Recipes That Use Partial Packages

Half-empty boxes often linger after camping trips; these ideas finish the supply without forcing another round of s’mores.

Each method scales down, so you can cook for one or two people instead of committing to a full cake.

Mug Cheesecake

Crush one cracker into a microwave-safe mug, pat flat, and top with two tablespoons of cream cheese mixed with a teaspoon of sugar and a splash of milk.

Microwave thirty seconds until the filling just warms, then chill for ten minutes while you melt berry jam for a two-bite dessert.

Breakfast Parfait Layer

Break crackers into yogurt jars to create a soft, cake-like layer that absorbs juice from berries overnight.

By morning the wheat flavor tastes like baked cobbler, yet the prep took under a minute.

Breadless “Ice-Cream Sandwich”

Press a small scoop of ice cream between two crackers, roll edges in mini chips, and freeze on parchment for one hour.
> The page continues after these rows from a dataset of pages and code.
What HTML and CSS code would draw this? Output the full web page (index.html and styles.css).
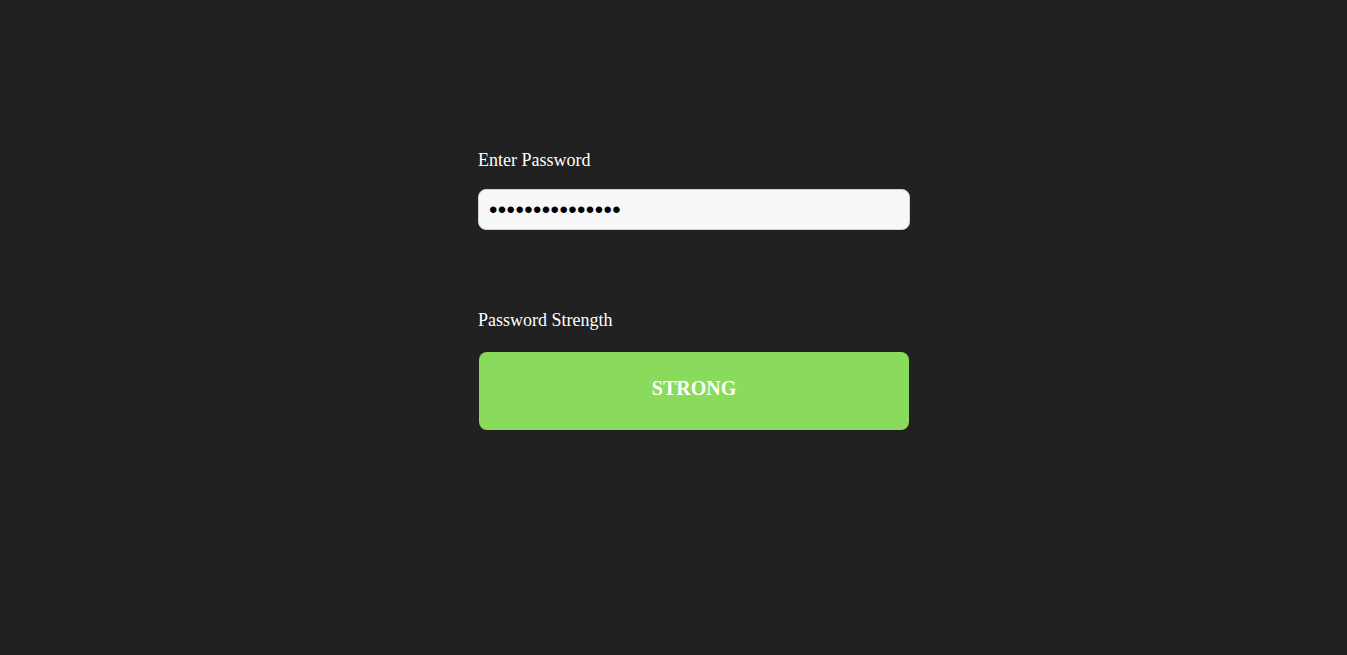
FILE: index.html
```html
<!DOCTYPE html>
<html>
<head>
<meta charset="utf-8">
<link rel="stylesheet" href="styles.css">
</head>
<body>
<main class="form">
  <label class="label" for="pw">Enter Password</label>
  <input class="input" id="pw" type="password" value="abcdefghijklmno">
  <div class="label label-strength">Password Strength</div>
  <div class="strength">STRONG</div>
</main>
</body>
</html>
```
FILE: styles.css
```css
html, body {
  margin: 0;
  padding: 0;
  background: #212121;
  height: 100%;
}
body {
  font-family: "Liberation Serif", "Times New Roman", serif;
  color: #ffffff;
}
.form {
  display: flex;
  flex-direction: column;
  width: 432px;
  margin-left: 478px;
  padding-top: 150px;
}
.label {
  display: block;
  font-size: 18px;
  line-height: 20px;
}
.input {
  margin-top: 19px;
  box-sizing: border-box;
  width: 432px;
  height: 41px;
  padding: 0 10px;
  border: 1px solid #d0d0d0;
  border-radius: 8px;
  background: #f7f7f7;
  color: #000;
  font-size: 24px;
  letter-spacing: 0.4px;
  font-family: "Liberation Sans", Arial, sans-serif;
  outline: none;
}
.label-strength {
  margin-top: 80px;
}
.strength {
  margin: 22px 1px 0;
  height: 78px;
  box-sizing: border-box;
  padding-top: 25px;
  border-radius: 8px;
  background: #8adb5c;
  text-align: center;
  font-weight: bold;
  font-size: 20px;
  line-height: 23px;
  color: #ffffff;
}
```
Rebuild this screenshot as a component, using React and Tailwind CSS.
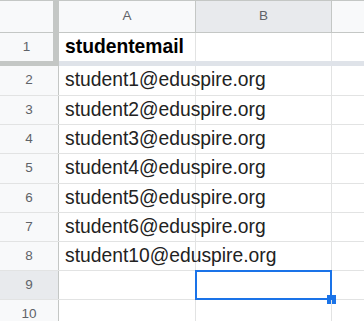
const rows = [
  { n: 2, e: "student1@eduspire.org", h: "h-[30px]" },
  { n: 3, e: "student2@eduspire.org", h: "h-[29px]" },
  { n: 4, e: "student3@eduspire.org", h: "h-[29px]" },
  { n: 5, e: "student4@eduspire.org", h: "h-[30px]" },
  { n: 6, e: "student5@eduspire.org", h: "h-[29px]" },
  { n: 7, e: "student6@eduspire.org", h: "h-[29px]" },
  { n: 8, e: "student10@eduspire.org", h: "h-[29px]" },
  { n: 9, e: "", h: "h-[29px]" },
  { n: 10, e: "", h: "h-[29px]" },
];

export default function App() {
  return (
    <div className="w-[364px] h-[321px] overflow-hidden bg-white font-['Liberation_Sans',Arial,sans-serif] relative">
      {/* top frozen block */}
      <div className="flex h-[61px]">
        <div className="w-[53px] flex flex-col shrink-0">
          <div className="h-[33px] bg-[#f8f9fa] border-t border-b border-[#c4c7c5]" />
          <div className="h-[28px] bg-[#f8f9fa] flex items-center justify-center text-[13.5px] text-[#5f6368]">1</div>
        </div>
        <div className="w-[6px] shrink-0 bg-[#c4c7c5]" />
        <div className="flex-1 flex flex-col">
          <div className="h-[33px] flex border-t border-b border-[#c4c7c5] text-[13.5px] text-[#5f6368]">
            <div className="w-[137px] shrink-0 bg-[#f8f9fa] border-r border-[#c4c7c5] flex items-center justify-center">A</div>
            <div className="w-[136px] shrink-0 bg-[#e8eaed] border-r border-[#c4c7c5] flex items-center justify-center">B</div>
            <div className="flex-1 bg-[#f8f9fa]" />
          </div>
          <div className="h-[28px] flex">
            <div className="w-[137px] shrink-0 border-r border-[#e2e3e3] flex items-center pl-[6px] text-[19.3px] font-bold text-black">studentemail</div>
            <div className="w-[136px] shrink-0 border-r border-[#e2e3e3]" />
            <div className="flex-1" />
          </div>
        </div>
      </div>
      {/* frozen row bar */}
      <div className="flex h-[5px]">
        <div className="w-[59px] shrink-0 bg-[#c4c7c5]" />
        <div className="flex-1 bg-[#dfe3e9]" />
      </div>
      {rows.map(({ n, e, h }) => {
        const sel = n === 9;
        return (
          <div key={n} className={h + " flex border-b border-[#e2e3e3]"}>
            <div
              className={
                sel
                  ? "w-[59px] shrink-0 bg-[#e8eaed] border-r border-[#c4c7c5] flex items-center justify-center text-[13.5px] text-[#5f6368]"
                  : "w-[59px] shrink-0 bg-[#f8f9fa] border-r border-[#c4c7c5] flex items-center justify-center text-[13.5px] text-[#5f6368]"
              }
            >
              {n}
            </div>
            <div className="w-[137px] shrink-0 border-r border-[#e2e3e3] flex items-center pl-[6px] text-[19.3px] text-[#222222] whitespace-nowrap">
              {e}
            </div>
            <div className="w-[136px] shrink-0 border-r border-[#e2e3e3] relative">
              {sel && (
                <>
                  <div className="absolute -left-[1px] -top-[1px] w-[137px] h-[30px] border-2 border-[#1a73e8]" />
                  <div className="absolute -right-[5px] -bottom-[5px] w-[9px] h-[9px] bg-[#1a73e8]" />
                </>
              )}
            </div>
            <div className="flex-1" />
          </div>
        );
      })}
    </div>
  );
}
The cracker softens just enough to bite without cracking, giving a handheld treat that leaves no cone waste.

Linking the Day to Larger Food Themes

National Graham Cracker Day can act as a gateway to other low-pressure food observances that spotlight pantry staples.

Once you see how one cracker spawns dozens of projects, it becomes easier to approach similar days for peanut butter, marshmallow, or honey with the same creativity.

Ultimately, the celebration is less about the cracker and more about proving that thoughtful attention to any humble ingredient can turn an ordinary snack into a shared moment of curiosity and pleasure.